[Goal of the exercise]: Reproduce the listing below verbatim.

[Provided material]:
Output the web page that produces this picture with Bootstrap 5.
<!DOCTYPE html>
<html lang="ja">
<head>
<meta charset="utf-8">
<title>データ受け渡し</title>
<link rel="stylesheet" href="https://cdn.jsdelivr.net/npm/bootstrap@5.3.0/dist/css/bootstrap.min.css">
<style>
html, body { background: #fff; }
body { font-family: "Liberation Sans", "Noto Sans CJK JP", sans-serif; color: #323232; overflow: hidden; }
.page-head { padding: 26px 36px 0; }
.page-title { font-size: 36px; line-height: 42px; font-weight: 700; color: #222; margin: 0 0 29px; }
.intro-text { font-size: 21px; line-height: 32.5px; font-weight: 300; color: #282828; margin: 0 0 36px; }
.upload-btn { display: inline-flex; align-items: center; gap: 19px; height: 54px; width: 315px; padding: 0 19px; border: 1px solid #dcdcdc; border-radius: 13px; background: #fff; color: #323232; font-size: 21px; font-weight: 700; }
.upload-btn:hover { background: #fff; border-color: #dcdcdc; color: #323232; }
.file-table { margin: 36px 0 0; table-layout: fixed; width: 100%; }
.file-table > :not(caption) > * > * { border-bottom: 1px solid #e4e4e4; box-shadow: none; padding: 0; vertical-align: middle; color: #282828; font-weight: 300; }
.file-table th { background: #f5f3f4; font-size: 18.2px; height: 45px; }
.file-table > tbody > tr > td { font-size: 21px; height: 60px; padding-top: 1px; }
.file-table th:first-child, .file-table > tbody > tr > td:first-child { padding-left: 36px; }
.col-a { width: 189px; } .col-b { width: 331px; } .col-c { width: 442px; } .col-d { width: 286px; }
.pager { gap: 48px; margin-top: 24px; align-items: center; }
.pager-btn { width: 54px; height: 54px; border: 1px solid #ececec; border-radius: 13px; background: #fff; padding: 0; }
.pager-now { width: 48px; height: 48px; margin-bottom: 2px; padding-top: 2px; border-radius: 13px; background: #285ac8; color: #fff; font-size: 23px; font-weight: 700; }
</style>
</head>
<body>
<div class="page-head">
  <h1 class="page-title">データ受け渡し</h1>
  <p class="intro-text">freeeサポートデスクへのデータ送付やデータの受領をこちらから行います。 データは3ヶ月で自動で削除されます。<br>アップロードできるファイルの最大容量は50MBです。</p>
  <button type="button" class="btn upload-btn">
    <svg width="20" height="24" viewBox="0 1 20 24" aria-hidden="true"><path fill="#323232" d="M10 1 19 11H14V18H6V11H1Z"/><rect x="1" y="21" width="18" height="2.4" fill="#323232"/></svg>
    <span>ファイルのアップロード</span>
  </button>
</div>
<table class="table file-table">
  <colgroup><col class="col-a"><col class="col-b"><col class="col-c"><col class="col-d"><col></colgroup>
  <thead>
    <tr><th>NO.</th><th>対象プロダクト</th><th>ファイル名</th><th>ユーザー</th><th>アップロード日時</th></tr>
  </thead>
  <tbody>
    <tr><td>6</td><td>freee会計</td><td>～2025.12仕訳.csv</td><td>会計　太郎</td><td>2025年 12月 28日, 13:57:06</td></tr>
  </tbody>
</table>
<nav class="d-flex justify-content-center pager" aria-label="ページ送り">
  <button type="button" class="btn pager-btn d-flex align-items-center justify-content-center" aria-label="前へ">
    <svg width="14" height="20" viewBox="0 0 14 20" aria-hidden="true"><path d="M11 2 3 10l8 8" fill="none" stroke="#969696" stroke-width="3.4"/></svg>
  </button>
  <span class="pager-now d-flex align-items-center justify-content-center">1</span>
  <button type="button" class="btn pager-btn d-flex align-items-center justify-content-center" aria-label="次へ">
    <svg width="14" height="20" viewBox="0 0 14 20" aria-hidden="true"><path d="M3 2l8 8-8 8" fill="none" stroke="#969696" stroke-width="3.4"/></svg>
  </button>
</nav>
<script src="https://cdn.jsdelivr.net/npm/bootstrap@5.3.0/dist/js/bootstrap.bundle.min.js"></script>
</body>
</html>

[Result of the exercise]:
Output the web page that produces this picture with Bootstrap 5.
<!DOCTYPE html>
<html lang="ja">
<head>
<meta charset="utf-8">
<title>データ受け渡し</title>
<link rel="stylesheet" href="https://cdn.jsdelivr.net/npm/bootstrap@5.3.0/dist/css/bootstrap.min.css">
<style>
html, body { background: #fff; }
body { font-family: "Liberation Sans", "Noto Sans CJK JP", sans-serif; color: #323232; overflow: hidden; }
.page-head { padding: 26px 36px 0; }
.page-title { font-size: 36px; line-height: 42px; font-weight: 700; color: #222; margin: 0 0 29px; }
.intro-text { font-size: 21px; line-height: 32.5px; font-weight: 300; color: #282828; margin: 0 0 36px; }
.upload-btn { display: inline-flex; align-items: center; gap: 19px; height: 54px; width: 315px; padding: 0 19px; border: 1px solid #dcdcdc; border-radius: 13px; background: #fff; color: #323232; font-size: 21px; font-weight: 700; }
.upload-btn:hover { background: #fff; border-color: #dcdcdc; color: #323232; }
.file-table { margin: 36px 0 0; table-layout: fixed; width: 100%; }
.file-table > :not(caption) > * > * { border-bottom: 1px solid #e4e4e4; box-shadow: none; padding: 0; vertical-align: middle; color: #282828; font-weight: 300; }
.file-table th { background: #f5f3f4; font-size: 18.2px; height: 45px; }
.file-table > tbody > tr > td { font-size: 21px; height: 60px; padding-top: 1px; }
.file-table th:first-child, .file-table > tbody > tr > td:first-child { padding-left: 36px; }
.col-a { width: 189px; } .col-b { width: 331px; } .col-c { width: 442px; } .col-d { width: 286px; }
.pager { gap: 48px; margin-top: 24px; align-items: center; }
.pager-btn { width: 54px; height: 54px; border: 1px solid #ececec; border-radius: 13px; background: #fff; padding: 0; }
.pager-now { width: 48px; height: 48px; margin-bottom: 2px; padding-top: 2px; border-radius: 13px; background: #285ac8; color: #fff; font-size: 23px; font-weight: 700; }
</style>
</head>
<body>
<div class="page-head">
  <h1 class="page-title">データ受け渡し</h1>
  <p class="intro-text">freeeサポートデスクへのデータ送付やデータの受領をこちらから行います。 データは3ヶ月で自動で削除されます。<br>アップロードできるファイルの最大容量は50MBです。</p>
  <button type="button" class="btn upload-btn">
    <svg width="20" height="24" viewBox="0 1 20 24" aria-hidden="true"><path fill="#323232" d="M10 1 19 11H14V18H6V11H1Z"/><rect x="1" y="21" width="18" height="2.4" fill="#323232"/></svg>
    <span>ファイルのアップロード</span>
  </button>
</div>
<table class="table file-table">
  <colgroup><col class="col-a"><col class="col-b"><col class="col-c"><col class="col-d"><col></colgroup>
  <thead>
    <tr><th>NO.</th><th>対象プロダクト</th><th>ファイル名</th><th>ユーザー</th><th>アップロード日時</th></tr>
  </thead>
  <tbody>
    <tr><td>6</td><td>freee会計</td><td>～2025.12仕訳.csv</td><td>会計　太郎</td><td>2025年 12月 28日, 13:57:06</td></tr>
  </tbody>
</table>
<nav class="d-flex justify-content-center pager" aria-label="ページ送り">
  <button type="button" class="btn pager-btn d-flex align-items-center justify-content-center" aria-label="前へ">
    <svg width="14" height="20" viewBox="0 0 14 20" aria-hidden="true"><path d="M11 2 3 10l8 8" fill="none" stroke="#969696" stroke-width="3.4"/></svg>
  </button>
  <span class="pager-now d-flex align-items-center justify-content-center">1</span>
  <button type="button" class="btn pager-btn d-flex align-items-center justify-content-center" aria-label="次へ">
    <svg width="14" height="20" viewBox="0 0 14 20" aria-hidden="true"><path d="M3 2l8 8-8 8" fill="none" stroke="#969696" stroke-width="3.4"/></svg>
  </button>
</nav>
<script src="https://cdn.jsdelivr.net/npm/bootstrap@5.3.0/dist/js/bootstrap.bundle.min.js"></script>
</body>
</html>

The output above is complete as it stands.